Contrairement à Saint-Nazaire, Cherbourg attend encore la pose de la première pierre Alstom. Le permis de construire a été demandé et accordé pour une usine. Mais il n’est plus question de démarrage des travaux en septembre, comme évoqué un temps à Cherbourg.

Un permis de construire pour une usine d’éoliennes, le port du Havre rêverait d’en avoir, ne serait-ce que la demande. Areva y a annoncé cinq usines et 750 emplois, selon un élu local. Mais le deuxième port français attend toujours, et depuis un an, « un signal fort » de l’industriel pour débloquer les 57,4 millions d’investissement prévus dans les EMR.

« Inquiets ? C’est un grand mot. Nous sommes vigilants », explique Emmanuel Ludot, directeur adjoint du Port du Havre. « Vous connaissez la situation d’Areva (qui traverse la plus grave crise de son histoire, NDLR) ». La construction du parc de Saint-Brieuc, dont les éoliennes Areva doivent être construites au Havre, est différée d’un an car son promoteur a décidé de changer de modèle d’éoliennes, rappelle-t-il.

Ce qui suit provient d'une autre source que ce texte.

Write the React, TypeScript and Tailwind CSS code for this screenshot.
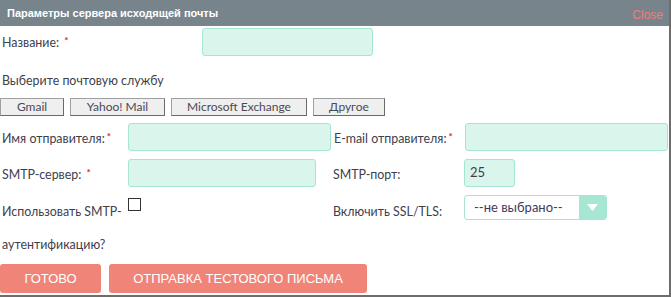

Et les activités éoliennes d’Areva, comme celles d’Alstom, sont en cours de fusion via des sociétés à 50/50, avec respectivement l’espagnol Gamesa et l’américain General Electric (GE), « ce qui entraîne nécessairement un décalage », ajoute un élu local.

Surtout, les engagements ont été réaffirmés depuis ces annonces. GE a même promis en 2014 l’implantation de son siège mondial pour les EMR près de Nantes.

Autre port qui attend beaucoup des EMR, Brest, où la première hydrolienne de France doit être reliée au réseau en juin, et qui va lancer via la Région Bretagne un plan de 220 millions d’euros sur 2015-2020 pour notamment agrandir un polder qui permettra de proposer 50 ha EMR. La Région « espère deux ou trois contractualisations » avant 2016.